►
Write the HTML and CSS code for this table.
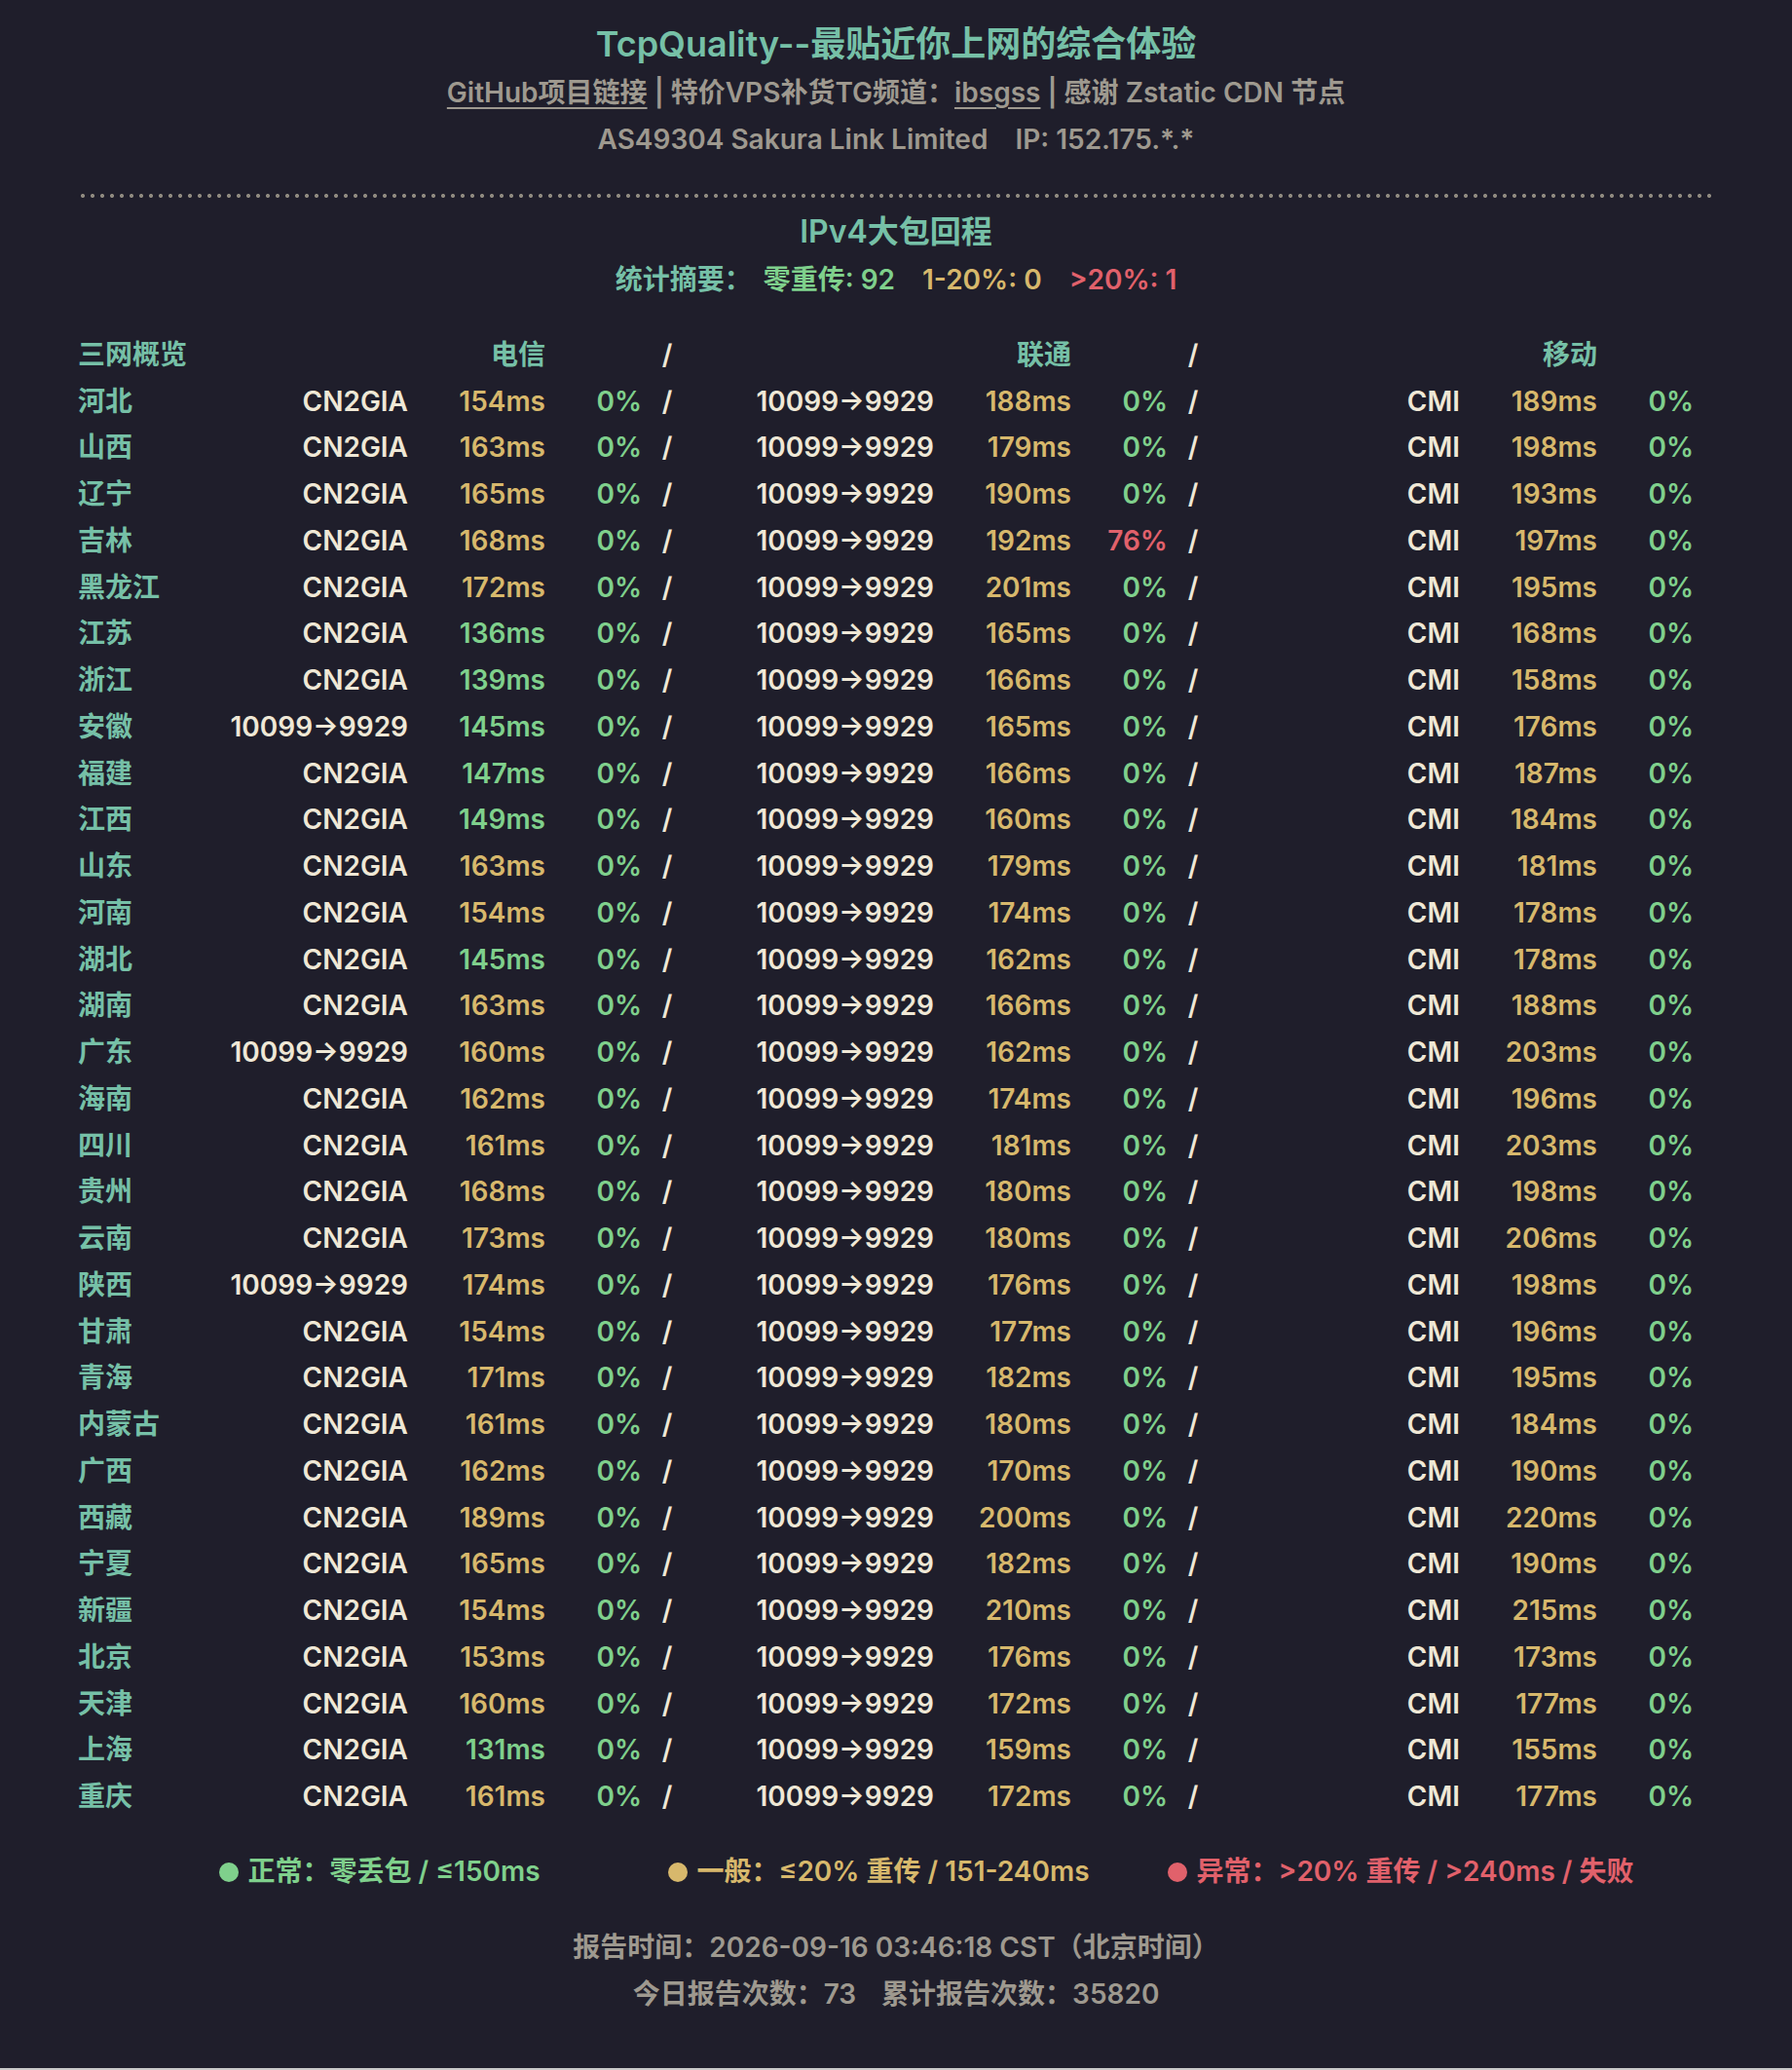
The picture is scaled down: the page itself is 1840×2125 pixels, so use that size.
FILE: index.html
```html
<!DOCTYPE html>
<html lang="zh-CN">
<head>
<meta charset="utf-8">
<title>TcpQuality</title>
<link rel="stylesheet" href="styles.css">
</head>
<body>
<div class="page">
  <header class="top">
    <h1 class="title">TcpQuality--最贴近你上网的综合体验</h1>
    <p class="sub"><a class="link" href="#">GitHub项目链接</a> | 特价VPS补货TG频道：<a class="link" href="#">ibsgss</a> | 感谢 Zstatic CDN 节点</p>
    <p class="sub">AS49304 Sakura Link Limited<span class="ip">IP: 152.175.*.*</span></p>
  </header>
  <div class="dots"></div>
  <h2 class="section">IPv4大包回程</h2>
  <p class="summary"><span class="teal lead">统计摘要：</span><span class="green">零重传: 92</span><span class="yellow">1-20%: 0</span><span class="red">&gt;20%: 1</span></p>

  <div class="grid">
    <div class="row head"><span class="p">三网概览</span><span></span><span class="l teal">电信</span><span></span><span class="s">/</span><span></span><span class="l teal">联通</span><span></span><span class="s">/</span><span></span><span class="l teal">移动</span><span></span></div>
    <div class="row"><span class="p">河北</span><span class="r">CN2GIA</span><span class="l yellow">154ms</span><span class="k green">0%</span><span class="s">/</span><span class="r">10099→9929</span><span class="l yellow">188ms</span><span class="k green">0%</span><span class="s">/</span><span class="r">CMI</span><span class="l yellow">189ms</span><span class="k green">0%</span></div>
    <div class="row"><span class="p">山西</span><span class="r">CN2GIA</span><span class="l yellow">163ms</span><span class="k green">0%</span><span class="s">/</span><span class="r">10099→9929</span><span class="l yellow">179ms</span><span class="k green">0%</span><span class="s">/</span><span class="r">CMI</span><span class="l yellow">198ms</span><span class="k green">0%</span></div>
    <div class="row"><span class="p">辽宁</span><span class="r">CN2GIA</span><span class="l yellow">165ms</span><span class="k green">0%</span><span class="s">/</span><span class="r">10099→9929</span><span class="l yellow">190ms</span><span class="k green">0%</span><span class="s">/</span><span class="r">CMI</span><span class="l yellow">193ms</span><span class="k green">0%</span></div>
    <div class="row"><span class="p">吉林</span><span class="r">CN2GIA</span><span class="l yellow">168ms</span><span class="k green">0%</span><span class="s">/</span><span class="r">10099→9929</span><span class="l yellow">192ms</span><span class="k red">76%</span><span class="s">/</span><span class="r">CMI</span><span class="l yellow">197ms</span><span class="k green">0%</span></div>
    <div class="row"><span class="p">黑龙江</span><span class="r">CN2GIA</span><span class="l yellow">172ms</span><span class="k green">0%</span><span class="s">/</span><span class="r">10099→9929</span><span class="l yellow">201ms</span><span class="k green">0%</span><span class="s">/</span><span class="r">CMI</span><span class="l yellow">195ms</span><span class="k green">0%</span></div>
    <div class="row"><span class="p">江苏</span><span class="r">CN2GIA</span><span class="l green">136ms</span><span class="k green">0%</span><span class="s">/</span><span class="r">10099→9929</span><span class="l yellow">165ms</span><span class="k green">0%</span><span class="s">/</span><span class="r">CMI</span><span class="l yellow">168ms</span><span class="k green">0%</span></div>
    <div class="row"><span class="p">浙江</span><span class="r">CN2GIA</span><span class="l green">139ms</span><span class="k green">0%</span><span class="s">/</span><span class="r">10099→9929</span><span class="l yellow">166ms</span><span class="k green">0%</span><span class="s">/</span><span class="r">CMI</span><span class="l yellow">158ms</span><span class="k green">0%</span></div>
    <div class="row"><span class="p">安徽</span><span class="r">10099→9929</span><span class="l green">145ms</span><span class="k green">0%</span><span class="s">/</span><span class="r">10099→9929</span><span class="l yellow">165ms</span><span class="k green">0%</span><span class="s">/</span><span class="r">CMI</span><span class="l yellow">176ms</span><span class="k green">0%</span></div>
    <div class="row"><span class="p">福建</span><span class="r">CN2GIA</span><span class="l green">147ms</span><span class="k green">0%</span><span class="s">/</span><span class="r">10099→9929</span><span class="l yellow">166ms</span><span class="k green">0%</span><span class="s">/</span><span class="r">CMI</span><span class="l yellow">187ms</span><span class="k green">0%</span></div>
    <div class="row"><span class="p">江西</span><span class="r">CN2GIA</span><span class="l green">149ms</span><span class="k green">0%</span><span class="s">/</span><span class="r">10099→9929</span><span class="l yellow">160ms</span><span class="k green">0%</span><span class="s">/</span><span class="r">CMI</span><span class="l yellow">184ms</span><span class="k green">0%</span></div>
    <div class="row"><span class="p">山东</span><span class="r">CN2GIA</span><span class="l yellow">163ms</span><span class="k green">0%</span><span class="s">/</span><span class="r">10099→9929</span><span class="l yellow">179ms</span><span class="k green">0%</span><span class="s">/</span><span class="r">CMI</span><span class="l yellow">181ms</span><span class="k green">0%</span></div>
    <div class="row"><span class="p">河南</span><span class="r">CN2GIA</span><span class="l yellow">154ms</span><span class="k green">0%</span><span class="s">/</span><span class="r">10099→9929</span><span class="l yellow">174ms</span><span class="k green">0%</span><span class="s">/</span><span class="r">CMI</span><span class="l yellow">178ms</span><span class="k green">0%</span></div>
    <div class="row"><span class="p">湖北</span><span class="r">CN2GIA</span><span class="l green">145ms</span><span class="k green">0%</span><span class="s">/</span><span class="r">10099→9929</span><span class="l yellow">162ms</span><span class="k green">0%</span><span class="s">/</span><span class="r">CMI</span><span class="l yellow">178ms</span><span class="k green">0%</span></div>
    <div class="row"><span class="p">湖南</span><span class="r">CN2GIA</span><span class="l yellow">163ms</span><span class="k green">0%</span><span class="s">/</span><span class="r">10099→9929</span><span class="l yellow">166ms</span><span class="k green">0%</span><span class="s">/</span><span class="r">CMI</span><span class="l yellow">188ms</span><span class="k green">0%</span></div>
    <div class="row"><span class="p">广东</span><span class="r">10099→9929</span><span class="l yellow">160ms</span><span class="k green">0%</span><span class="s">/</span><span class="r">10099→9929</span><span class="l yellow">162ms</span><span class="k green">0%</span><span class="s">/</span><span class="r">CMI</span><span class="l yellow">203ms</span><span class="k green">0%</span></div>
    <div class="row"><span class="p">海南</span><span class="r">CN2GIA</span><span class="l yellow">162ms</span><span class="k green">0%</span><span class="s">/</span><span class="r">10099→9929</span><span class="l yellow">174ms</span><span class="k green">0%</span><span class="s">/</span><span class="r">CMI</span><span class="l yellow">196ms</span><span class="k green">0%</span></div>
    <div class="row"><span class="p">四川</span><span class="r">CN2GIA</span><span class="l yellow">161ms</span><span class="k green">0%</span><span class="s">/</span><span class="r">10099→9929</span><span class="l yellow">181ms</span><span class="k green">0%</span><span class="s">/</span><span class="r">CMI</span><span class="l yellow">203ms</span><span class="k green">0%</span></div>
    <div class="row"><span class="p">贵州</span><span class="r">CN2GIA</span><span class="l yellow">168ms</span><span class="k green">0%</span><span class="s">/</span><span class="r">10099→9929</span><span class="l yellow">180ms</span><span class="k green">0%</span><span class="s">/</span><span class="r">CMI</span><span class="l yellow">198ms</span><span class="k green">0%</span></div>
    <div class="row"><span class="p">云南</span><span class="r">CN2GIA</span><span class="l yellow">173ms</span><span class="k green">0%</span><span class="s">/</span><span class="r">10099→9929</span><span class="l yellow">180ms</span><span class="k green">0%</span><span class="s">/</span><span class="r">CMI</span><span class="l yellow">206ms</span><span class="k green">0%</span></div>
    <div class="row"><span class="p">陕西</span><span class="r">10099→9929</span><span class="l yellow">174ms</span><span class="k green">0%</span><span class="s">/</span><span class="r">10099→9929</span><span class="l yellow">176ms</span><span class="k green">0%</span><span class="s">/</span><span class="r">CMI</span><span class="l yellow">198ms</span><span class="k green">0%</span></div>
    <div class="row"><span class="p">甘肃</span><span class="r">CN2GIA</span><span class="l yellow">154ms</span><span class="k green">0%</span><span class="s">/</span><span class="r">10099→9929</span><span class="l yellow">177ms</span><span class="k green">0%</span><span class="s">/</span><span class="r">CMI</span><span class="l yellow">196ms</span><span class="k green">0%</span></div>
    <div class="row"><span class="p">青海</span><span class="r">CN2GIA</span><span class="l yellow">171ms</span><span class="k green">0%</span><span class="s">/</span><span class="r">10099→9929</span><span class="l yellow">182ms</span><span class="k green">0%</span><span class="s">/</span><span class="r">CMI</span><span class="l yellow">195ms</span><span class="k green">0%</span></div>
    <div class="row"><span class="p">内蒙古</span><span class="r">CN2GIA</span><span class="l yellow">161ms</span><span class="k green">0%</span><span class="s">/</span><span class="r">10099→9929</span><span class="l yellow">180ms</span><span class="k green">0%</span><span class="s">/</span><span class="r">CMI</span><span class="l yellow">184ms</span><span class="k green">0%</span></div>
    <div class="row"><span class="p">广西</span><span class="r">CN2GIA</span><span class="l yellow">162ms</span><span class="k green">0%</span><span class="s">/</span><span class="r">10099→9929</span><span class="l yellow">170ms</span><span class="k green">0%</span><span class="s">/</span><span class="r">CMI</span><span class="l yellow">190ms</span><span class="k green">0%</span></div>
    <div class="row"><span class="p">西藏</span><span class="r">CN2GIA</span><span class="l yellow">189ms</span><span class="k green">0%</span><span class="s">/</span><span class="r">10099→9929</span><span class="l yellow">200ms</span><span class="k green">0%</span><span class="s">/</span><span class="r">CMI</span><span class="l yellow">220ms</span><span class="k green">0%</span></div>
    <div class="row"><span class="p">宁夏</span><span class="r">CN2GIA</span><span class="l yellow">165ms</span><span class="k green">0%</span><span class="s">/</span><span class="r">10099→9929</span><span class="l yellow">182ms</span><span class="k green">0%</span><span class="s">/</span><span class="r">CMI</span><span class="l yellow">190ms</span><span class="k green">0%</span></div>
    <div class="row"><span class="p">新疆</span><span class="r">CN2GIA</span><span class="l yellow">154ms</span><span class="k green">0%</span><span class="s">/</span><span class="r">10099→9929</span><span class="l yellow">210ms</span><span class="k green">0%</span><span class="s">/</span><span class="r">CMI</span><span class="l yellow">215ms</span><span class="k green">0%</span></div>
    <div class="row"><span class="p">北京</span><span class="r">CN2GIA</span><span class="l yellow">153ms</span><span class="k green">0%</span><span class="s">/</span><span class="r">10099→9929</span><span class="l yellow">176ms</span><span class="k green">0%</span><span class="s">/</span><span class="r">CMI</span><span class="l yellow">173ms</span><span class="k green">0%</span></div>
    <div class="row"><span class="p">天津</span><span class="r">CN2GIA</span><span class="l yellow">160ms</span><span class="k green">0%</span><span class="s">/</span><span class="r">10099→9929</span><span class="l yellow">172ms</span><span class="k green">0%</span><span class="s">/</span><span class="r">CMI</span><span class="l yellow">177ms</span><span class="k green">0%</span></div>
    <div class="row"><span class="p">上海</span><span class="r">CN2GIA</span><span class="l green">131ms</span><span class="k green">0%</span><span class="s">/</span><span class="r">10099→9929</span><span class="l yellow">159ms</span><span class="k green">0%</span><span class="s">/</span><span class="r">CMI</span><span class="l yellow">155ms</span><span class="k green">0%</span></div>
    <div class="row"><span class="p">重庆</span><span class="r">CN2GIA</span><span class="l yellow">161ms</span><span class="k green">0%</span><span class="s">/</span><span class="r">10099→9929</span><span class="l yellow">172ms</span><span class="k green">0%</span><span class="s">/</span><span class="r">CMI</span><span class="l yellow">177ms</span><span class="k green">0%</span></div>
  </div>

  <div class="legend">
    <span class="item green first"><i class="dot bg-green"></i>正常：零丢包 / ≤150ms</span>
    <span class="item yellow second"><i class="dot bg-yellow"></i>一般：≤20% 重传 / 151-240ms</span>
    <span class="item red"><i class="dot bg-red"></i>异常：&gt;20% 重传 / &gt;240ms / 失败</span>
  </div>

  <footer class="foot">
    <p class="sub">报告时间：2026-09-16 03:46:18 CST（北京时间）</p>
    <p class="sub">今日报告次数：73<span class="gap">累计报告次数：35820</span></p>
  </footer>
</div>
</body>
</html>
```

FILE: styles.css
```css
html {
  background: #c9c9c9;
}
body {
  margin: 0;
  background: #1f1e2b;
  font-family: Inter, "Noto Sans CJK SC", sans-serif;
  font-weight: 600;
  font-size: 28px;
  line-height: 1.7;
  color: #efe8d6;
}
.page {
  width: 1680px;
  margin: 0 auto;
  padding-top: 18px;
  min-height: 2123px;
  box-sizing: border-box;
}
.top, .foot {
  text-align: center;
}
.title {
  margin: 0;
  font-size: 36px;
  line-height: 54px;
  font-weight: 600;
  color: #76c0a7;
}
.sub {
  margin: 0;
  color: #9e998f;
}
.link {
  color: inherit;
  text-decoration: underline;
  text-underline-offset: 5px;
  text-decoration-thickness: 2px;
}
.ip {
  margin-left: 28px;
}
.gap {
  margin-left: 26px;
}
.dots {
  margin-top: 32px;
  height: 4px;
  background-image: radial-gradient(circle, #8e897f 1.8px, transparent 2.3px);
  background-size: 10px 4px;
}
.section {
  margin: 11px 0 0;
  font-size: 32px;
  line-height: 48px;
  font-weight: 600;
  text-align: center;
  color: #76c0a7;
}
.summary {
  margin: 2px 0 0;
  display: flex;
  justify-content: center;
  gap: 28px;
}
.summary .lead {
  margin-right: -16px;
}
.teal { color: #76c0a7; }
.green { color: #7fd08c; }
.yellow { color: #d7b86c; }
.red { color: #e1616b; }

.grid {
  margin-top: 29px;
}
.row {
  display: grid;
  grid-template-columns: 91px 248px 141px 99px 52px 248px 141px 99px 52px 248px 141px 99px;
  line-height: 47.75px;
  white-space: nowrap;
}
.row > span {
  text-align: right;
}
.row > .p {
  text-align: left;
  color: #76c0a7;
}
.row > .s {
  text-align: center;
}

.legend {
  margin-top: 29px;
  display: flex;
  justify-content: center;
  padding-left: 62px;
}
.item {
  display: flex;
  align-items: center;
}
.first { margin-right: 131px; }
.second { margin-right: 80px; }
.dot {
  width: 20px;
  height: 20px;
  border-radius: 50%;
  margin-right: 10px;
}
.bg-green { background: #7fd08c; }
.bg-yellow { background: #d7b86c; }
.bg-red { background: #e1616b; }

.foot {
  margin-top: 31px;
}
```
◄
> **WHAT YOU NEED TO DO**: Check each line above for the word "size" and copy the ones that have it.

> **TASK RESPONSE**:
The picture is scaled down: the page itself is 1840×2125 pixels, so use that size.
  font-size: 28px;
  font-size: 36px;
  background-size: 10px 4px;
  font-size: 32px;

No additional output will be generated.